**REQUIREMENT**
Go through the material below and report how many lines contain "components". Give only the number.

Saved data entries:
****

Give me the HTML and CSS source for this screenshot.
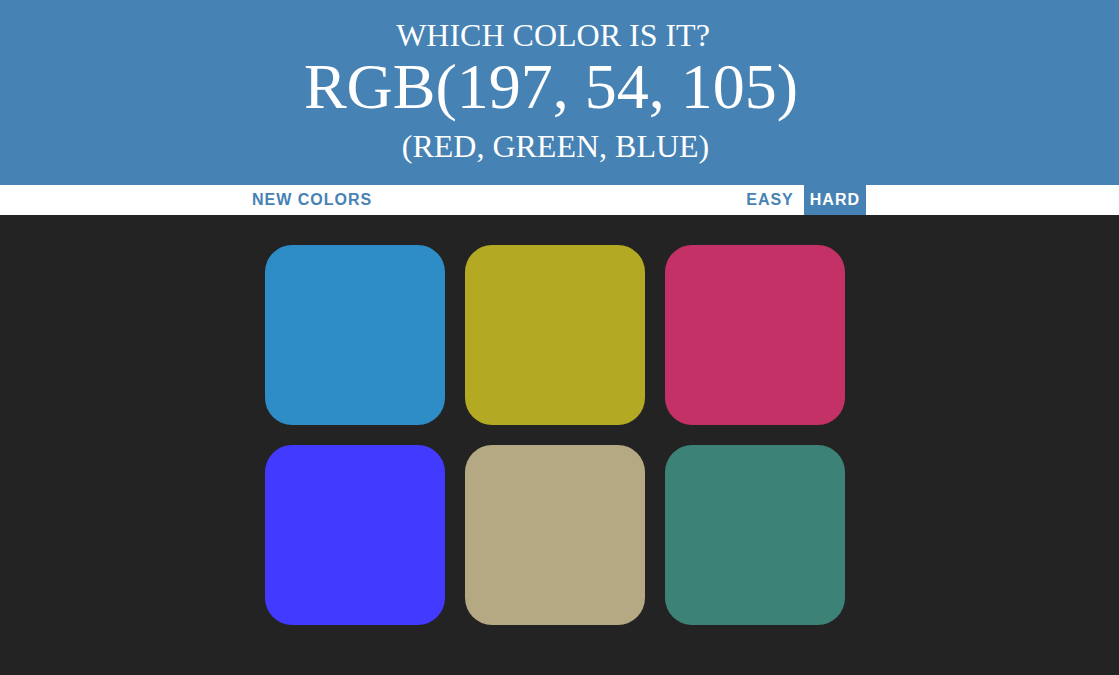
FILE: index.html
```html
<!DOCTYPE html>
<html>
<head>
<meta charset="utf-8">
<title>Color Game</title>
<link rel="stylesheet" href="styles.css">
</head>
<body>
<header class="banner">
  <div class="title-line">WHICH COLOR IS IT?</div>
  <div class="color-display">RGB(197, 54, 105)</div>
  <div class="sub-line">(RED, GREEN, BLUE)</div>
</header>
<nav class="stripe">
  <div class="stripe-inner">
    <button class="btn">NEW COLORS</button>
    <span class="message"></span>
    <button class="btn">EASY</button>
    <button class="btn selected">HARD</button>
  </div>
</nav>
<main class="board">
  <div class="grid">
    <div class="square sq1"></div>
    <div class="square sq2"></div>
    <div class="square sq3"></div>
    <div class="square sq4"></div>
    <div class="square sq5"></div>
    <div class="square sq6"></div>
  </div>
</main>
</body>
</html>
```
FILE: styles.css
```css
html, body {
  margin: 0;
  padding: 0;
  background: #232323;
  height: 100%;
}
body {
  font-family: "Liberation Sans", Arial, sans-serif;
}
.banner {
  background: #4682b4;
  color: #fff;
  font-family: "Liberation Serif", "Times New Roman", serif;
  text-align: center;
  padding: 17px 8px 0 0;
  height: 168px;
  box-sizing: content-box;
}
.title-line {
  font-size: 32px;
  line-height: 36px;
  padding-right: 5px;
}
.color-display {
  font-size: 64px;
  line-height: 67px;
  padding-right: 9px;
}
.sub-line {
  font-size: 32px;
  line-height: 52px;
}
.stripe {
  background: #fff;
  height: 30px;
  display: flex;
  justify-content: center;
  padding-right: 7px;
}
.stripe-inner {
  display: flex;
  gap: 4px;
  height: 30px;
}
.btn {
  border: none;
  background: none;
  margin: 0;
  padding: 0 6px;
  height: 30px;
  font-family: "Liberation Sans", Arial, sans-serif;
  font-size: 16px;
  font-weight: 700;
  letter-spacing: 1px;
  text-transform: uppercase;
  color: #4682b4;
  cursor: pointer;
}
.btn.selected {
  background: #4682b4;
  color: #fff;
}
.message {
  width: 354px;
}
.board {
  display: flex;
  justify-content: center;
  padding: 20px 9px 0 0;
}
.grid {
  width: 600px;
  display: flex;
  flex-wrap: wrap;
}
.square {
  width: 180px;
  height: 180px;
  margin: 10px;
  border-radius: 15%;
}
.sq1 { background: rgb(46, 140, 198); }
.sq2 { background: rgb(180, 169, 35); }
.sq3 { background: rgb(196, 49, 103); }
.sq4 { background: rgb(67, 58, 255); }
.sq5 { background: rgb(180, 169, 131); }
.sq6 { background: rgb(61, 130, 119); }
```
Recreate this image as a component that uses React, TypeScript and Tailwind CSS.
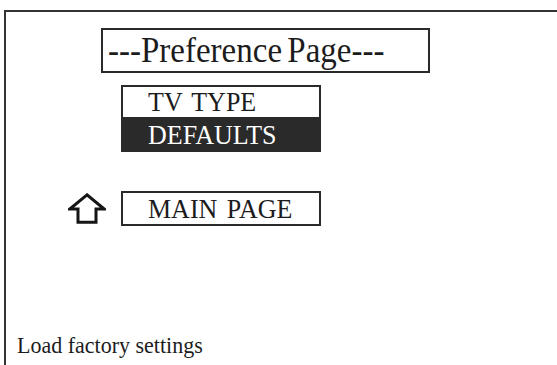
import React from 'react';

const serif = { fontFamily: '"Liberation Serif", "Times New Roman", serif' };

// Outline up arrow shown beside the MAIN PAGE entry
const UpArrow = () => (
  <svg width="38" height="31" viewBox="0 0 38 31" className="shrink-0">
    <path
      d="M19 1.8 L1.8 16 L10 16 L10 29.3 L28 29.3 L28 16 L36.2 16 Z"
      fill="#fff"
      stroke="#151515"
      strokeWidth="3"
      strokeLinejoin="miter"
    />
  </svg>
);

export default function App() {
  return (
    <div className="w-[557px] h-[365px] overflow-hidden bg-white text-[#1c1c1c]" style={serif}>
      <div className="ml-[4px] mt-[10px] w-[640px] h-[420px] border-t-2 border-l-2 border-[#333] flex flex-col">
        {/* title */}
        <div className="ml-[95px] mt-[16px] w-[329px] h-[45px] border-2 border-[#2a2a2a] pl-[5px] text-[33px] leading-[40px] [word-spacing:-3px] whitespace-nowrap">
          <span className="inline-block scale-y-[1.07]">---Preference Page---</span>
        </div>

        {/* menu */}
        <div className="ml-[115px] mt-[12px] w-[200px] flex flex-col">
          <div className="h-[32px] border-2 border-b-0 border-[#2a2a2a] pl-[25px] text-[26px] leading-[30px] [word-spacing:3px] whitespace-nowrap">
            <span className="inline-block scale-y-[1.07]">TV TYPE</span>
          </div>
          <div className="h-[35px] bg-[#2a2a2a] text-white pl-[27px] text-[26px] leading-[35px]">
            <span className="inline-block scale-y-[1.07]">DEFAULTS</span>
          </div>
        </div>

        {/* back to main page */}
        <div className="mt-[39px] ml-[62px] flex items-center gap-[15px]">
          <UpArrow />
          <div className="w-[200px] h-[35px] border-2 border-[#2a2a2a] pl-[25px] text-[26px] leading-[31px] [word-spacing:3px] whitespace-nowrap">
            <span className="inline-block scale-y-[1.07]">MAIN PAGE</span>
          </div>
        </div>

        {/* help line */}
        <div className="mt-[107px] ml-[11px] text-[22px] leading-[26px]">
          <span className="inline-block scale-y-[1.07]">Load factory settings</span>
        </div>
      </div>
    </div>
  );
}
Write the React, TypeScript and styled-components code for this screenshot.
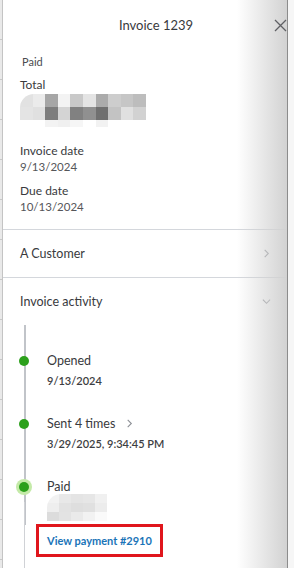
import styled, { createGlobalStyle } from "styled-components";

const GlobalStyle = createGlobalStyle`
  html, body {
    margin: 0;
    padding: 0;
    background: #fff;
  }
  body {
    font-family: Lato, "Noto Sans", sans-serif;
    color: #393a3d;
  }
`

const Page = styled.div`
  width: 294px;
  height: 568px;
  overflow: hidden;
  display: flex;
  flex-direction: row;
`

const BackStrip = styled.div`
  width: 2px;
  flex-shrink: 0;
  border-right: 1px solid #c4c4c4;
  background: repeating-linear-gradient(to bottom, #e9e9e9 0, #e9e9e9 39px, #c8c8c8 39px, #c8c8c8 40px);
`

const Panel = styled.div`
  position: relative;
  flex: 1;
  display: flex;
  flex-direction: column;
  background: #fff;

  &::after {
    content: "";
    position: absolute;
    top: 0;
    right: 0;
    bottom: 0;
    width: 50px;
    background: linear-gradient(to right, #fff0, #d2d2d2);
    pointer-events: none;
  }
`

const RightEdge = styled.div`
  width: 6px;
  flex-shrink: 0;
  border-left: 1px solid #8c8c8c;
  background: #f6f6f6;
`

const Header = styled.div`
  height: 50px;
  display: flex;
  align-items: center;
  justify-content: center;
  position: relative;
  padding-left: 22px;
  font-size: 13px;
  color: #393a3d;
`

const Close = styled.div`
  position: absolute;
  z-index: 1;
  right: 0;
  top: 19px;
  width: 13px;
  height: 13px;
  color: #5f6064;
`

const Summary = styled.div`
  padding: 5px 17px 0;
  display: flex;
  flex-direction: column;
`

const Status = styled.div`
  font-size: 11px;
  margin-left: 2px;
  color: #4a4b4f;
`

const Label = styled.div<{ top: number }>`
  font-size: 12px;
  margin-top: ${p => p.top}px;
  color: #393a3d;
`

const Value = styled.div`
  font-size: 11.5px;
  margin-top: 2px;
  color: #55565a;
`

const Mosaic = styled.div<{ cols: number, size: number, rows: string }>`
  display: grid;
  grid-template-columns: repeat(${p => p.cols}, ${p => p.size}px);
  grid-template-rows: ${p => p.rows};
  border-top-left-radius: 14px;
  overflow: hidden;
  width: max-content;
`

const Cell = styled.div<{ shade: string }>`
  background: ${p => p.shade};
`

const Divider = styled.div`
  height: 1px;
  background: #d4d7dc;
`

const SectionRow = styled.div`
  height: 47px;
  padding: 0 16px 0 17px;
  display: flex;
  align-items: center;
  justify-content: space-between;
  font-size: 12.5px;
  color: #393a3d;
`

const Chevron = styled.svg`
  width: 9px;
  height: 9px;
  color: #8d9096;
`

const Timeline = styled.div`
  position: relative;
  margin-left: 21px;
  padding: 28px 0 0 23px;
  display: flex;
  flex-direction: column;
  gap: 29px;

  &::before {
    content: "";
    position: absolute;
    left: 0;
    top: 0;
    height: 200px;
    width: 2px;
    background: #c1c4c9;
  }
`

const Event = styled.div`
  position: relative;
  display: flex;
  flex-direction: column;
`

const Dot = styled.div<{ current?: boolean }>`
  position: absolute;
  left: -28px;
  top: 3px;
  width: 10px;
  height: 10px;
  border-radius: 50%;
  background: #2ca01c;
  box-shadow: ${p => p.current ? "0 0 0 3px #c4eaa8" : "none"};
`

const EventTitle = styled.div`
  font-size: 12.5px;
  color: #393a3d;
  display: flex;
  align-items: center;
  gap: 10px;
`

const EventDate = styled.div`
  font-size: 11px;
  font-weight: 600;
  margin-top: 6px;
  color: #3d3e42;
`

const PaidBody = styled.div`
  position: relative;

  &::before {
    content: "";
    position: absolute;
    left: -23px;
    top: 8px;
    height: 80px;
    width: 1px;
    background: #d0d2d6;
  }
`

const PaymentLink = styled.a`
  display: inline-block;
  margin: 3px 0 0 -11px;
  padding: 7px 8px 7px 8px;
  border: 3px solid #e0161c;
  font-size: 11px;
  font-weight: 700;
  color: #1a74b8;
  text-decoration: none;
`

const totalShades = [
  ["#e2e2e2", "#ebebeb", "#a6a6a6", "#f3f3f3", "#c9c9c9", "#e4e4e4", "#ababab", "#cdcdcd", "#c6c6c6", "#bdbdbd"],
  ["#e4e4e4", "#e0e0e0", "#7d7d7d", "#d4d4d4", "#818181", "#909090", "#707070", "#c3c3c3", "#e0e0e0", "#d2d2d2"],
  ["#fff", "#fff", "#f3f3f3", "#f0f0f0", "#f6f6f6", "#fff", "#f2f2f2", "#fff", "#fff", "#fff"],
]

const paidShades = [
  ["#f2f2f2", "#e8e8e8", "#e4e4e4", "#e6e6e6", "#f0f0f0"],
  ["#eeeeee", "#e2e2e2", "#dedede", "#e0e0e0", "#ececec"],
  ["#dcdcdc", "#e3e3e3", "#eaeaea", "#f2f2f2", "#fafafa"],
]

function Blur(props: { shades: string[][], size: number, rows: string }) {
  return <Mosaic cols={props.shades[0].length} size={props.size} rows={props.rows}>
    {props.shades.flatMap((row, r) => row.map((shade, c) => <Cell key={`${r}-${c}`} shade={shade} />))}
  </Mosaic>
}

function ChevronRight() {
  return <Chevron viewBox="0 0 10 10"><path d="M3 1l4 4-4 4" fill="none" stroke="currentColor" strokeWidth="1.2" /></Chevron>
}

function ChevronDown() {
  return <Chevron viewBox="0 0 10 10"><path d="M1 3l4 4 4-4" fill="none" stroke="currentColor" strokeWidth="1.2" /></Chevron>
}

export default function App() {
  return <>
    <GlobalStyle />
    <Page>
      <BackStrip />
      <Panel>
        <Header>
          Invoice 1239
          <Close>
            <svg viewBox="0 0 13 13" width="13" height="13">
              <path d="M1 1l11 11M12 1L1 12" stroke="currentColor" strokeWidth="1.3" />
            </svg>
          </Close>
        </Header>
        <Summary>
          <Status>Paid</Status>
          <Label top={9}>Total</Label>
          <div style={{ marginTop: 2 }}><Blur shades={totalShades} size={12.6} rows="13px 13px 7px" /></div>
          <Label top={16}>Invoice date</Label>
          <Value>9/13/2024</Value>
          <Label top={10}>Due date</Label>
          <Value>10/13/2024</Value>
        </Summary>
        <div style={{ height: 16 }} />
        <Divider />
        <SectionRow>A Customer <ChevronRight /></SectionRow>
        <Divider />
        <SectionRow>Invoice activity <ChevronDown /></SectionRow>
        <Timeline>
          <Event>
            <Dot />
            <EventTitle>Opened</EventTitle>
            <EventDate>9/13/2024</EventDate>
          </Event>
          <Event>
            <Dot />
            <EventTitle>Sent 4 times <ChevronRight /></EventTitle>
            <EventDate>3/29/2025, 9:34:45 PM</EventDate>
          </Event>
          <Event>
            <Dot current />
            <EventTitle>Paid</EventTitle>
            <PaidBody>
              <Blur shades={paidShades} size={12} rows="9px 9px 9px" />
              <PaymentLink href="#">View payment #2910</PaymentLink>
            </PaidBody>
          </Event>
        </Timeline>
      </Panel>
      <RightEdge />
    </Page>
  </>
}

****

**REPLY TO THE EXERCISE**
2